Entries:
· · · · · · ·

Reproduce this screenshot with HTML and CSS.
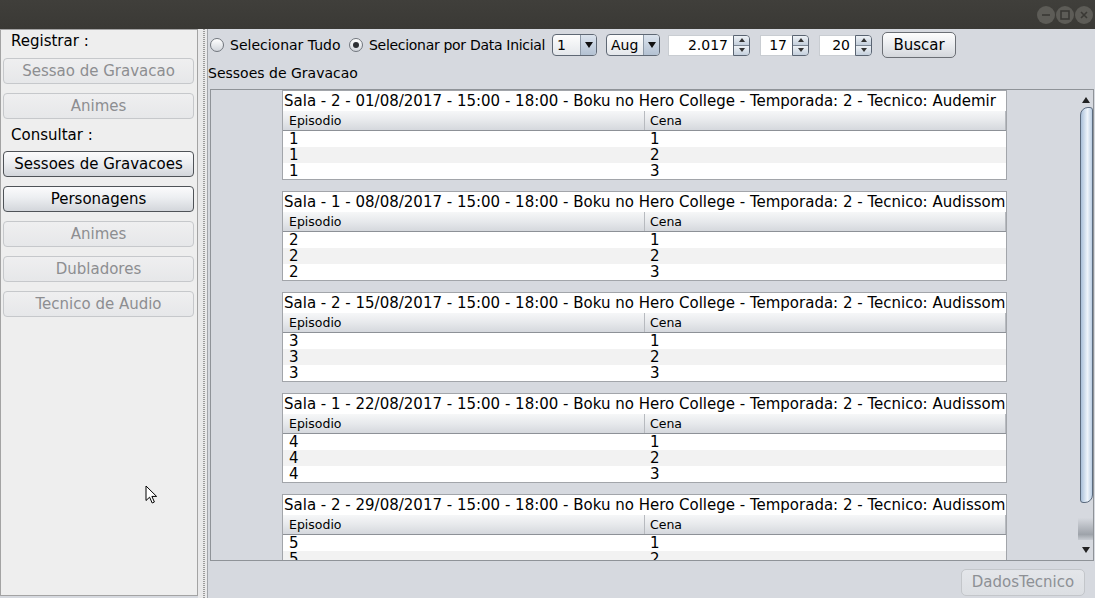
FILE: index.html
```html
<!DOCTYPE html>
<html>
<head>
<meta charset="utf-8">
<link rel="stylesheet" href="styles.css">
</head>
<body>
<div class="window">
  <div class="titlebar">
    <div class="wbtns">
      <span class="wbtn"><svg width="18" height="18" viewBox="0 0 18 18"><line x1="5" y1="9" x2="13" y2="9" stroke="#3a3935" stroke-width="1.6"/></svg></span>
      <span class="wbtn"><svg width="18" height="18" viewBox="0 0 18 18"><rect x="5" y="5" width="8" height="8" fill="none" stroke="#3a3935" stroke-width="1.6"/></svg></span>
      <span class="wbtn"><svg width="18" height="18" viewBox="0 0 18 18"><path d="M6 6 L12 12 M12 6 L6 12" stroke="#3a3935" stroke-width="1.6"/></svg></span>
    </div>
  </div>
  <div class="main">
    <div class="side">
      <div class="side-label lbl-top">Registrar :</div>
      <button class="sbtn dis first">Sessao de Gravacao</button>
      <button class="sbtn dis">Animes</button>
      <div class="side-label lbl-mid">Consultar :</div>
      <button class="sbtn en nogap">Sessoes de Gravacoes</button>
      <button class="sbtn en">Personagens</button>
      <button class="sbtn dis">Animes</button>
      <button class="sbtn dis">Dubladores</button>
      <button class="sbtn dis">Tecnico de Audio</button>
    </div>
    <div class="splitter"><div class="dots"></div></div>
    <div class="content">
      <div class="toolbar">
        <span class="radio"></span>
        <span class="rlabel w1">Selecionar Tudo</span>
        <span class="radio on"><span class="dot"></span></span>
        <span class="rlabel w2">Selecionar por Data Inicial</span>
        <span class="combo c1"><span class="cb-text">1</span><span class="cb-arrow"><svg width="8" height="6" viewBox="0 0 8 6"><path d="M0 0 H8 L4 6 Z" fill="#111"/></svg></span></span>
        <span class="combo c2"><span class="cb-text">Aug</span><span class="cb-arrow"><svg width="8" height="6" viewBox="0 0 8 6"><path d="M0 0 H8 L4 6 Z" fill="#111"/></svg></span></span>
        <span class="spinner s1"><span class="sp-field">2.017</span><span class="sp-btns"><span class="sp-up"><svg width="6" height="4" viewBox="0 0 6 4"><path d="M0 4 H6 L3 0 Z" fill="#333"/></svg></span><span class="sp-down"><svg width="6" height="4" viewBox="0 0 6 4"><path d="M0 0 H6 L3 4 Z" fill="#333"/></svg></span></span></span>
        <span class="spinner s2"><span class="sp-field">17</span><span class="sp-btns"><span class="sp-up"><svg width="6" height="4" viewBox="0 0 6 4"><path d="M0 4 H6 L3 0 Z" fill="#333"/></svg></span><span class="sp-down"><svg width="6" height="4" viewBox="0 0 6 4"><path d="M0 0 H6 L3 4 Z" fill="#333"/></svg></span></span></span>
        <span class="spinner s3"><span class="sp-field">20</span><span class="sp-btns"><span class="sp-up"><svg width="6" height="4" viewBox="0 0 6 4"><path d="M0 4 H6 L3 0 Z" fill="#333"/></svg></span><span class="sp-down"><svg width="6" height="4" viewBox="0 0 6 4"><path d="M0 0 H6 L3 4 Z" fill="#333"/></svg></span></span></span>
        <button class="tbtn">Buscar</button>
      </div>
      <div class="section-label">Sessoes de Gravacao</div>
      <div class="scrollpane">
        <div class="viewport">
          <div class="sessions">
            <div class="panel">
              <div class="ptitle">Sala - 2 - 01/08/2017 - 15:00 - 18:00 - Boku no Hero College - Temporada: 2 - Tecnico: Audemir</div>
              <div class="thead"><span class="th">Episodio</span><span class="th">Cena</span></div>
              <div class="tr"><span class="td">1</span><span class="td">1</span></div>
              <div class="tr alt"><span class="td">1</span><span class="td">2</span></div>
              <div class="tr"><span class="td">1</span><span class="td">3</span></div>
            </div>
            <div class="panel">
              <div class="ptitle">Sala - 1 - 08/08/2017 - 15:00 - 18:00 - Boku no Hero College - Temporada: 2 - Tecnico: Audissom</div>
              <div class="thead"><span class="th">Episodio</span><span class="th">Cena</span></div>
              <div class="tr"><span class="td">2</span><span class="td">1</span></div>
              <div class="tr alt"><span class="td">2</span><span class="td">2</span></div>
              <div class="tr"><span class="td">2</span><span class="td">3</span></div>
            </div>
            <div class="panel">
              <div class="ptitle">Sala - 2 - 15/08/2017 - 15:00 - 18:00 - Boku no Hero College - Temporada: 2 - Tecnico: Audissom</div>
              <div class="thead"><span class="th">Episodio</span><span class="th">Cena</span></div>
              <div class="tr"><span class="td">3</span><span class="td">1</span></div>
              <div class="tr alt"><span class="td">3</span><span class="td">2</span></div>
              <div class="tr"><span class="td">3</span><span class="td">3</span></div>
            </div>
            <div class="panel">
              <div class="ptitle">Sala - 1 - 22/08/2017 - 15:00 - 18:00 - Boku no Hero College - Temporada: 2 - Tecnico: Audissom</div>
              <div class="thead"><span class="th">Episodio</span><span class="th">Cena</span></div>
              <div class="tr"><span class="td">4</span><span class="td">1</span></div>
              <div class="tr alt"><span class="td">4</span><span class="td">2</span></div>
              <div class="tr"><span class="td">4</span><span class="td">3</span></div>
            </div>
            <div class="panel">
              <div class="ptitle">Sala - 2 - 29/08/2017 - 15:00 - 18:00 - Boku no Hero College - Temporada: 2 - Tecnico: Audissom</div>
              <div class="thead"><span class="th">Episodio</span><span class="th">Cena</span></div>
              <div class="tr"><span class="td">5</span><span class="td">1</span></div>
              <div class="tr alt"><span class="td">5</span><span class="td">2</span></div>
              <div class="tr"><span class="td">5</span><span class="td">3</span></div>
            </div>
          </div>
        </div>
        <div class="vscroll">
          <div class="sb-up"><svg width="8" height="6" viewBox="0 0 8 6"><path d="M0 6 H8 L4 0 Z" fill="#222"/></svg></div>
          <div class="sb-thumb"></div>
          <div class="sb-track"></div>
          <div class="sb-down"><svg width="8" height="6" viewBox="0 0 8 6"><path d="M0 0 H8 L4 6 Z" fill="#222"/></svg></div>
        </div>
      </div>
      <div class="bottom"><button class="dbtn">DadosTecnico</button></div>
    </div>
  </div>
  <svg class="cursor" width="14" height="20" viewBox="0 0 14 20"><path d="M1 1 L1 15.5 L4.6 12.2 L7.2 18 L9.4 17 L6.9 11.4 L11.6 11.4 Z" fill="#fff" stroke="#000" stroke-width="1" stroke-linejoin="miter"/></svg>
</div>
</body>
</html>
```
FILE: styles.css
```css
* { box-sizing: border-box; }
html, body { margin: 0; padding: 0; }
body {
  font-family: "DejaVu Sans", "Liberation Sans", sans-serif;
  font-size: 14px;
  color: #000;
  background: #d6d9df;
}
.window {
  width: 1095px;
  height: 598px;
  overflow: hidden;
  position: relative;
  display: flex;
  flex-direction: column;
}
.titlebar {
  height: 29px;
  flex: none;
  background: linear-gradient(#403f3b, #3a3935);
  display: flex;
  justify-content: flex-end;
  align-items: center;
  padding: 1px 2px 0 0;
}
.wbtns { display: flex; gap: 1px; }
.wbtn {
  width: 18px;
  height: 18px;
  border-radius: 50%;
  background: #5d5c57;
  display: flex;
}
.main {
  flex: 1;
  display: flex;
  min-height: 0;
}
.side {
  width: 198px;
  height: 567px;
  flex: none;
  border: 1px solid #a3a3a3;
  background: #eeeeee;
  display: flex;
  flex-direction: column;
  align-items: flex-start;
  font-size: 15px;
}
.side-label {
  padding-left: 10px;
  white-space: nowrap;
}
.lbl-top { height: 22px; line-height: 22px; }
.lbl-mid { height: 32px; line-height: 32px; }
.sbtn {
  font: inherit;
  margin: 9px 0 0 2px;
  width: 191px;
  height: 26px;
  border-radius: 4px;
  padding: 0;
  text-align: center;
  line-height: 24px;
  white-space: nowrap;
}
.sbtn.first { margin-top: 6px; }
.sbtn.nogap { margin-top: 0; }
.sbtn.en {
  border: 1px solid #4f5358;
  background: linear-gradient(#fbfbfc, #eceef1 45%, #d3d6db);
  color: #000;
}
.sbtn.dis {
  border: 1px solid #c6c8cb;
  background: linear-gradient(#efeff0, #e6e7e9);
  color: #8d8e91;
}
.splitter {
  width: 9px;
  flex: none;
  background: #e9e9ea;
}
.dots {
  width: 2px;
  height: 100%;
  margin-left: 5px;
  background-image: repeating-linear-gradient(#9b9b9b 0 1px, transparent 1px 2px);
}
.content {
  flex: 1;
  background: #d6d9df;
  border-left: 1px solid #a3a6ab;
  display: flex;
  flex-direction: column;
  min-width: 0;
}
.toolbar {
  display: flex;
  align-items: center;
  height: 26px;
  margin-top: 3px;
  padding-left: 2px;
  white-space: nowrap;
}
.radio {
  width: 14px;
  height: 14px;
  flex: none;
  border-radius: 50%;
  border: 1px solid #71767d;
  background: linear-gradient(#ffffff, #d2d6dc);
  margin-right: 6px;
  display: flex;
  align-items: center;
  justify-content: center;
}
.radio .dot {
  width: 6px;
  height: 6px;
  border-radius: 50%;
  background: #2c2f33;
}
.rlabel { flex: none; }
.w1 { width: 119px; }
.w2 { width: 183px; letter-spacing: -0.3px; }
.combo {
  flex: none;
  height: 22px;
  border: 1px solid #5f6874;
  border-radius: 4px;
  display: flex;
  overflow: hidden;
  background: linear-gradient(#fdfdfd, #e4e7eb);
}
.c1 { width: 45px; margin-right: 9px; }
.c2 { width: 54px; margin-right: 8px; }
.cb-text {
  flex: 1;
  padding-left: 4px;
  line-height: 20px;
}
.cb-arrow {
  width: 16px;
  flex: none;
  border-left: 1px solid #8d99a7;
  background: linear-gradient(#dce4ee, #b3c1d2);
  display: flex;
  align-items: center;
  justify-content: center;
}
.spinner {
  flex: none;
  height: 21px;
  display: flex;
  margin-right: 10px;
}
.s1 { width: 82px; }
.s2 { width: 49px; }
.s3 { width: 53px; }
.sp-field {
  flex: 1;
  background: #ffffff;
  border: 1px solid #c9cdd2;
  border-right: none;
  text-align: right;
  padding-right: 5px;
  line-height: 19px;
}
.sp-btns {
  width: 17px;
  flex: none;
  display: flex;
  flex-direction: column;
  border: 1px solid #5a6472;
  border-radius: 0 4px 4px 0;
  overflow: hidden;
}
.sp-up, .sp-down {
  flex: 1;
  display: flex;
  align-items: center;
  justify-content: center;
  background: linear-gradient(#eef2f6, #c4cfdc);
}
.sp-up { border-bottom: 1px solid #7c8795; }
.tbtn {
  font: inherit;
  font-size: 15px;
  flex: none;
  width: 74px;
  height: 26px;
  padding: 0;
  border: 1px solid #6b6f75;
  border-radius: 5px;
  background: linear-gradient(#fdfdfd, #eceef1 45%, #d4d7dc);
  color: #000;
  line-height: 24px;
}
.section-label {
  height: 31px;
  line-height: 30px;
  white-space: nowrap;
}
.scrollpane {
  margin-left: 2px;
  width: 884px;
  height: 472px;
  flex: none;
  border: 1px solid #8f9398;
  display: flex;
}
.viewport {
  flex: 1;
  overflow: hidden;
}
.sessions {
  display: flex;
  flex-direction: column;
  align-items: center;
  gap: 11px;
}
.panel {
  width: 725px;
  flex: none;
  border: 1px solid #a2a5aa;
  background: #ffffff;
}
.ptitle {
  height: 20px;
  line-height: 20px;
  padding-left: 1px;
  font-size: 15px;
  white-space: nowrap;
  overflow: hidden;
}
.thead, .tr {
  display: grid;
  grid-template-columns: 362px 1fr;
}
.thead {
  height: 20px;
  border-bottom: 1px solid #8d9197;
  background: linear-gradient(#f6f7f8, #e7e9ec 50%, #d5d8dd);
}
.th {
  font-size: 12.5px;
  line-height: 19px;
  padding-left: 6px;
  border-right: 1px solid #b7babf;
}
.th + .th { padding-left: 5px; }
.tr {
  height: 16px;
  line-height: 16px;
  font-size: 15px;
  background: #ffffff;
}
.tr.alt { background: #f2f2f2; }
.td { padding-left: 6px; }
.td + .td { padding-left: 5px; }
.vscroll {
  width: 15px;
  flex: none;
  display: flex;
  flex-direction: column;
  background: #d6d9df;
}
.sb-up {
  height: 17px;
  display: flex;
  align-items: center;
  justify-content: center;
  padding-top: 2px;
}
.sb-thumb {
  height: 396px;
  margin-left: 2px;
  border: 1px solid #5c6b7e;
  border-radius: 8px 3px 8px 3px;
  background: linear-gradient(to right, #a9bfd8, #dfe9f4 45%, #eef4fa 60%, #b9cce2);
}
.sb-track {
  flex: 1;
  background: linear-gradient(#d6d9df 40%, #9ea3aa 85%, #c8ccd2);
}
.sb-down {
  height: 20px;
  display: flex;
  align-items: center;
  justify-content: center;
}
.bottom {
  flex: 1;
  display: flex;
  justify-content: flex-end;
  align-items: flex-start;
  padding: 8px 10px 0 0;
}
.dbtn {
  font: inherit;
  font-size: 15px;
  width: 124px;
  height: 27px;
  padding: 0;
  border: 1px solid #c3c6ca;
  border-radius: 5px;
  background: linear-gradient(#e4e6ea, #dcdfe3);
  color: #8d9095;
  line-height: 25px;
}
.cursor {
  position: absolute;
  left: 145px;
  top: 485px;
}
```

· · · · · · ·

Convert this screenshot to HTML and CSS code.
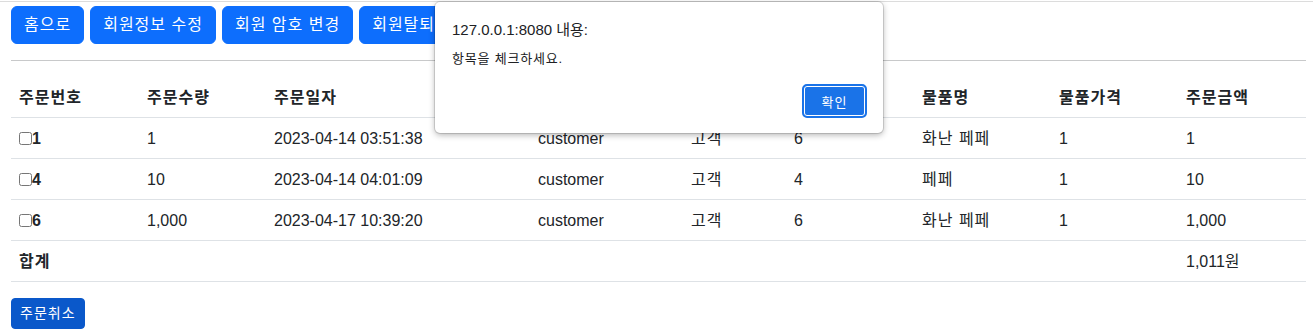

· · · · · · ·

Identify every line where the string "this" appears.

The solution:
Reproduce this screenshot with HTML and CSS.
Convert this screenshot to HTML and CSS code.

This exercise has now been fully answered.